The offer is good for one year. After that, the council will decide whether to extend full coverage to domestic partners, drop it altogether or continue with the employee-pays option.
The trend in state and local governments – as well as in business – is toward domestic partner benefits. Pierce County, Tacoma, Lacey and Federal Way are among the local governments in Washington offering them, and a majority of Fortune 500 companies do, too.
The Association of Washington Cities, which offers domestic partner benefits to its own employees, calls it “a good business decision.”
Why? Simple demographics.
A big wave is coming – a wave of baby boom retirements.
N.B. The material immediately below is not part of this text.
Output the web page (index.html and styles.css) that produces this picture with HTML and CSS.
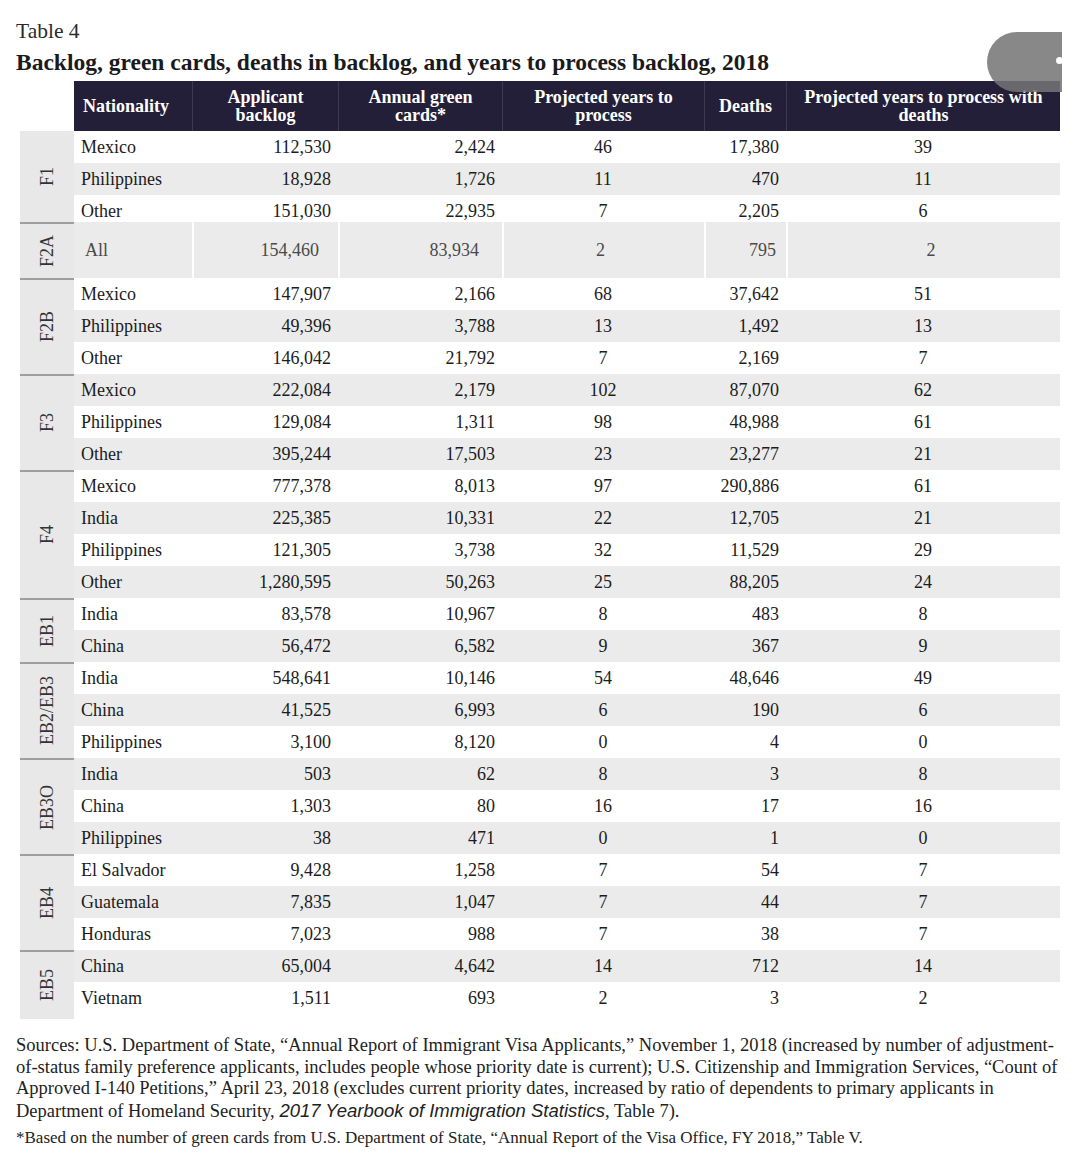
FILE: index.html
```html
<!DOCTYPE html>
<html lang="en">
<head>
<meta charset="utf-8">
<title>Table 4</title>
<link rel="stylesheet" href="styles.css">
</head>
<body>
<div class="page">
  <div class="overlay"><span class="dot"></span></div>
  <div class="kicker">Table 4</div>
  <h1 class="title">Backlog, green cards, deaths in backlog, and years to process backlog, 2018</h1>

  <div class="table">
    <div class="head">
      <div class="head-spacer"></div>
      <div class="head-cells">
        <div class="hc">Nationality</div>
        <div class="hc">Applicant<br>backlog</div>
        <div class="hc">Annual green<br>cards*</div>
        <div class="hc">Projected years to<br>process</div>
        <div class="hc">Deaths</div>
        <div class="hc">Projected years to process with<br>deaths</div>
      </div>
    </div>

    <div class="group first">
      <div class="label"><span>F1</span></div>
      <div class="rows">
        <div class="row"><div class="c n">Mexico</div><div class="c">112,530</div><div class="c">2,424</div><div class="c m">46</div><div class="c">17,380</div><div class="c m">39</div></div>
        <div class="row g"><div class="c n">Philippines</div><div class="c">18,928</div><div class="c">1,726</div><div class="c m">11</div><div class="c">470</div><div class="c m">11</div></div>
        <div class="row short"><div class="c n">Other</div><div class="c">151,030</div><div class="c">22,935</div><div class="c m">7</div><div class="c">2,205</div><div class="c m">6</div></div>
      </div>
    </div>

    <div class="group">
      <div class="label"><span>F2A</span></div>
      <div class="rows">
        <div class="row all"><div class="c n">All</div><div class="c">154,460</div><div class="c">83,934</div><div class="c m">2</div><div class="c">795</div><div class="c m">2</div></div>
      </div>
    </div>

    <div class="group">
      <div class="label"><span>F2B</span></div>
      <div class="rows">
        <div class="row"><div class="c n">Mexico</div><div class="c">147,907</div><div class="c">2,166</div><div class="c m">68</div><div class="c">37,642</div><div class="c m">51</div></div>
        <div class="row g"><div class="c n">Philippines</div><div class="c">49,396</div><div class="c">3,788</div><div class="c m">13</div><div class="c">1,492</div><div class="c m">13</div></div>
        <div class="row"><div class="c n">Other</div><div class="c">146,042</div><div class="c">21,792</div><div class="c m">7</div><div class="c">2,169</div><div class="c m">7</div></div>
      </div>
    </div>

    <div class="group">
      <div class="label"><span>F3</span></div>
      <div class="rows">
        <div class="row g"><div class="c n">Mexico</div><div class="c">222,084</div><div class="c">2,179</div><div class="c m">102</div><div class="c">87,070</div><div class="c m">62</div></div>
        <div class="row"><div class="c n">Philippines</div><div class="c">129,084</div><div class="c">1,311</div><div class="c m">98</div><div class="c">48,988</div><div class="c m">61</div></div>
        <div class="row g"><div class="c n">Other</div><div class="c">395,244</div><div class="c">17,503</div><div class="c m">23</div><div class="c">23,277</div><div class="c m">21</div></div>
      </div>
    </div>

    <div class="group">
      <div class="label"><span>F4</span></div>
      <div class="rows">
        <div class="row"><div class="c n">Mexico</div><div class="c">777,378</div><div class="c">8,013</div><div class="c m">97</div><div class="c">290,886</div><div class="c m">61</div></div>
        <div class="row g"><div class="c n">India</div><div class="c">225,385</div><div class="c">10,331</div><div class="c m">22</div><div class="c">12,705</div><div class="c m">21</div></div>
        <div class="row"><div class="c n">Philippines</div><div class="c">121,305</div><div class="c">3,738</div><div class="c m">32</div><div class="c">11,529</div><div class="c m">29</div></div>
        <div class="row g"><div class="c n">Other</div><div class="c">1,280,595</div><div class="c">50,263</div><div class="c m">25</div><div class="c">88,205</div><div class="c m">24</div></div>
      </div>
    </div>

    <div class="group">
      <div class="label"><span>EB1</span></div>
      <div class="rows">
        <div class="row"><div class="c n">India</div><div class="c">83,578</div><div class="c">10,967</div><div class="c m">8</div><div class="c">483</div><div class="c m">8</div></div>
        <div class="row g"><div class="c n">China</div><div class="c">56,472</div><div class="c">6,582</div><div class="c m">9</div><div class="c">367</div><div class="c m">9</div></div>
      </div>
    </div>

    <div class="group">
      <div class="label"><span>EB2/EB3</span></div>
      <div class="rows">
        <div class="row"><div class="c n">India</div><div class="c">548,641</div><div class="c">10,146</div><div class="c m">54</div><div class="c">48,646</div><div class="c m">49</div></div>
        <div class="row g"><div class="c n">China</div><div class="c">41,525</div><div class="c">6,993</div><div class="c m">6</div><div class="c">190</div><div class="c m">6</div></div>
        <div class="row"><div class="c n">Philippines</div><div class="c">3,100</div><div class="c">8,120</div><div class="c m">0</div><div class="c">4</div><div class="c m">0</div></div>
      </div>
    </div>

    <div class="group">
      <div class="label"><span>EB3O</span></div>
      <div class="rows">
        <div class="row g"><div class="c n">India</div><div class="c">503</div><div class="c">62</div><div class="c m">8</div><div class="c">3</div><div class="c m">8</div></div>
        <div class="row"><div class="c n">China</div><div class="c">1,303</div><div class="c">80</div><div class="c m">16</div><div class="c">17</div><div class="c m">16</div></div>
        <div class="row g"><div class="c n">Philippines</div><div class="c">38</div><div class="c">471</div><div class="c m">0</div><div class="c">1</div><div class="c m">0</div></div>
      </div>
    </div>

    <div class="group">
      <div class="label"><span>EB4</span></div>
      <div class="rows">
        <div class="row"><div class="c n">El Salvador</div><div class="c">9,428</div><div class="c">1,258</div><div class="c m">7</div><div class="c">54</div><div class="c m">7</div></div>
        <div class="row g"><div class="c n">Guatemala</div><div class="c">7,835</div><div class="c">1,047</div><div class="c m">7</div><div class="c">44</div><div class="c m">7</div></div>
        <div class="row"><div class="c n">Honduras</div><div class="c">7,023</div><div class="c">988</div><div class="c m">7</div><div class="c">38</div><div class="c m">7</div></div>
      </div>
    </div>

    <div class="group">
      <div class="label"><span>EB5</span></div>
      <div class="rows">
        <div class="row g"><div class="c n">China</div><div class="c">65,004</div><div class="c">4,642</div><div class="c m">14</div><div class="c">712</div><div class="c m">14</div></div>
        <div class="row last"><div class="c n">Vietnam</div><div class="c">1,511</div><div class="c">693</div><div class="c m">2</div><div class="c">3</div><div class="c m">2</div></div>
      </div>
    </div>
  </div>

  <div class="notes">
    <span class="ln">Sources: U.S. Department of State, “Annual Report of Immigrant Visa Applicants,” November 1, 2018 (increased by number of adjustment-</span>
    <span class="ln">of-status family preference applicants, includes people whose priority date is current); U.S. Citizenship and Immigration Services, “Count of</span>
    <span class="ln">Approved I-140 Petitions,” April 23, 2018 (excludes current priority dates, increased by ratio of dependents to primary applicants in</span>
    <span class="ln">Department of Homeland Security, <i class="sans">2017 Yearbook of Immigration Statistics</i>, Table 7).</span>
  </div>
  <div class="fn">*Based on the number of green cards from U.S. Department of State, “Annual Report of the Visa Office, FY 2018,” Table V.</div>
</div>
</body>
</html>
```

FILE: styles.css
```css
html, body {
  margin: 0;
  padding: 0;
  background: #ffffff;
}

body {
  font-family: "Liberation Serif", "Times New Roman", serif;
  color: #1c1c1c;
}

.page {
  position: relative;
  width: 1080px;
  height: 1163px;
  padding: 21px 0 0 16px;
  box-sizing: border-box;
  overflow: hidden;
}

.overlay {
  position: absolute;
  left: 987px;
  top: 32px;
  width: 75px;
  height: 60px;
  border-radius: 30px 0 0 30px;
  background: rgba(117, 117, 117, 0.86);
}

.overlay .dot {
  position: absolute;
  right: -1px;
  top: 25px;
  width: 7px;
  height: 7px;
  border-radius: 50%;
  background: #ffffff;
}

.kicker {
  font-size: 21.5px;
  line-height: 20px;
  color: #2a2a2a;
}

.title {
  margin: 11px 0 0;
  font-size: 23.5px;
  line-height: 21px;
  font-weight: bold;
  color: #1a1a1a;
}

.table {
  margin: 8px 0 0 4px;
  width: 1040px;
}

.head {
  display: flex;
  height: 50px;
}

.head-spacer {
  width: 54px;
  flex: none;
}

.head-cells,
.row {
  display: grid;
  grid-template-columns: 118px 146px 164px 202px 82px 274px;
}

.head-cells {
  flex: 1;
  background: #241f38;
  color: #ffffff;
  font-weight: bold;
  font-size: 18px;
  line-height: 18px;
}

.hc {
  display: flex;
  align-items: center;
  justify-content: center;
  text-align: center;
  border-left: 1px solid #3d3853;
}

.hc:first-child {
  border-left: none;
  justify-content: flex-start;
  padding-left: 9px;
}

.group {
  display: flex;
}

.label {
  width: 54px;
  flex: none;
  background: #e8e8e8;
  border-top: 2px solid #9e9e9e;
  box-sizing: border-box;
  display: flex;
  align-items: center;
  justify-content: center;
}

.group.first .label {
  border-top: none;
}

.label span {
  writing-mode: vertical-rl;
  transform: rotate(180deg);
  font-size: 18px;
  line-height: 20px;
  color: #333333;
}

.rows {
  flex: 1;
}

.row {
  height: 32px;
  align-items: center;
  font-size: 18px;
  line-height: 20px;
}

.row.short {
  height: 27px;
  padding-top: 5px;
  box-sizing: border-box;
}

.row.last {
  height: 37px;
  padding-bottom: 5px;
  box-sizing: border-box;
}

.row.g {
  background: #ebebeb;
}

.c {
  padding: 0 7px;
  text-align: right;
  white-space: nowrap;
}

.c.n {
  text-align: left;
}

.c.m {
  text-align: center;
}

.row.all {
  height: 56px;
  align-items: stretch;
  background: #ebebeb;
  color: #4a4a4a;
}

.row.all .c {
  display: flex;
  align-items: center;
  justify-content: flex-end;
  border-left: 2px solid #ffffff;
}

.row.all .c:nth-child(1) { justify-content: flex-start; padding-left: 11px; border-left: none; }
.row.all .c:nth-child(2) { padding-right: 19px; }
.row.all .c:nth-child(3) { padding-right: 23px; }
.row.all .c:nth-child(4) { justify-content: center; padding-right: 14px; }
.row.all .c:nth-child(5) { padding-right: 10px; }
.row.all .c:nth-child(6) { justify-content: center; padding-left: 21px; }

.notes {
  margin-top: 16px;
  font-size: 18.5px;
  line-height: 21.7px;
  color: #222222;
}

.notes .ln {
  display: block;
  white-space: nowrap;
}

.sans {
  font-family: "Liberation Sans", Arial, sans-serif;
  font-style: italic;
}

.fn {
  margin-top: 5px;
  font-size: 17px;
  line-height: 20px;
  color: #222222;
  white-space: nowrap;
}
```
Any government or business that doesn’t offer a competitive benefits package that appeals to younger workers – many of whom see nothing wrong in living together without benefit of marriage or living openly with a same-sex partner – may find it harder to attract applicants. And lack of good benefits is one of the top five reasons workers leave a job, forcing employers to go through expensive, time-consuming job searches.
It’s apparent from comments by some of the City Council members that their personal morality influenced their reluctance to offer the same benefits to domestic partners as the city provides to spouses. That’s understandable, but in this case, their qualms will not serve the city’s future hiring efforts.